Doubtless; but it is worthy of note that the next time the subject is mentioned is in a letter to Mrs. Wordsworth, written more than two months later. The lectures are now in progress; very successful, we hear; but—Lamb has been to none of them. He intends to go soon, of course,—so do we always; but, in the mean while, he is treating resolution with a good deal of zest, and making the best plea he can for his defalcation. With desperate candor he writes:—

"I mean to hear some of the course, but lectures are not much to my taste, whatever the lecturer may be. If read, they are dismal flat, and you can't think why you are brought together to hear a man read his works, which you could read so much better at leisure yourself. If delivered extempore, I am always in pain lest the gift of utterance should suddenly fail the orator in the middle, as it did me at the dinner given in honor of me at the London Tavern. 'Gentlemen,' said I, and there I stopped; the rest my feelings were under the necessity of supplying."
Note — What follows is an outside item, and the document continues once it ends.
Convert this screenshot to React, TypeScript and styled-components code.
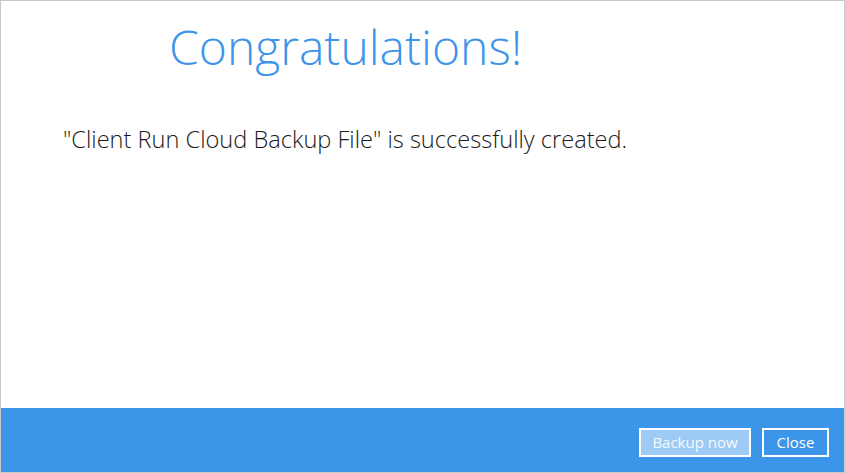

We can judge pretty well from this letter just how many of those lectures on Shakespeare Lamb was likely to hear; and all doubts are set at rest when we find Coleridge, the following winter, endeavoring to lure his reluctant friend to another course by the presentation of a complimentary ticket. Even this device fails of its wonted success. Lamb is eloquent in thanks, and lame in excuses. He has been in an "incessant hurry." He was unable to go on the evening he was expected because it was the night of Kenney's new comedy, "which has utterly failed,"—this is mentioned as soothing to Coleridge's wounded feelings. He has mistaken his dates, and supposed there would be no lectures in Christmas week. He is as eager to vindicate himself as Miss Edgeworth's Rosamond, and he is as sanguine as ever about the future. "I trust," he writes, "to hear many a course yet;" and with this splendid resolution, which is made without a pang, he wanders brightly off to a more engaging topic.

It is a charming little bit of comedy, and has, withal, such a distinctly modern touch, that we might fancy it enacted in this year of grace eighteen hundred and ninety-four by any of our weak and erring friends.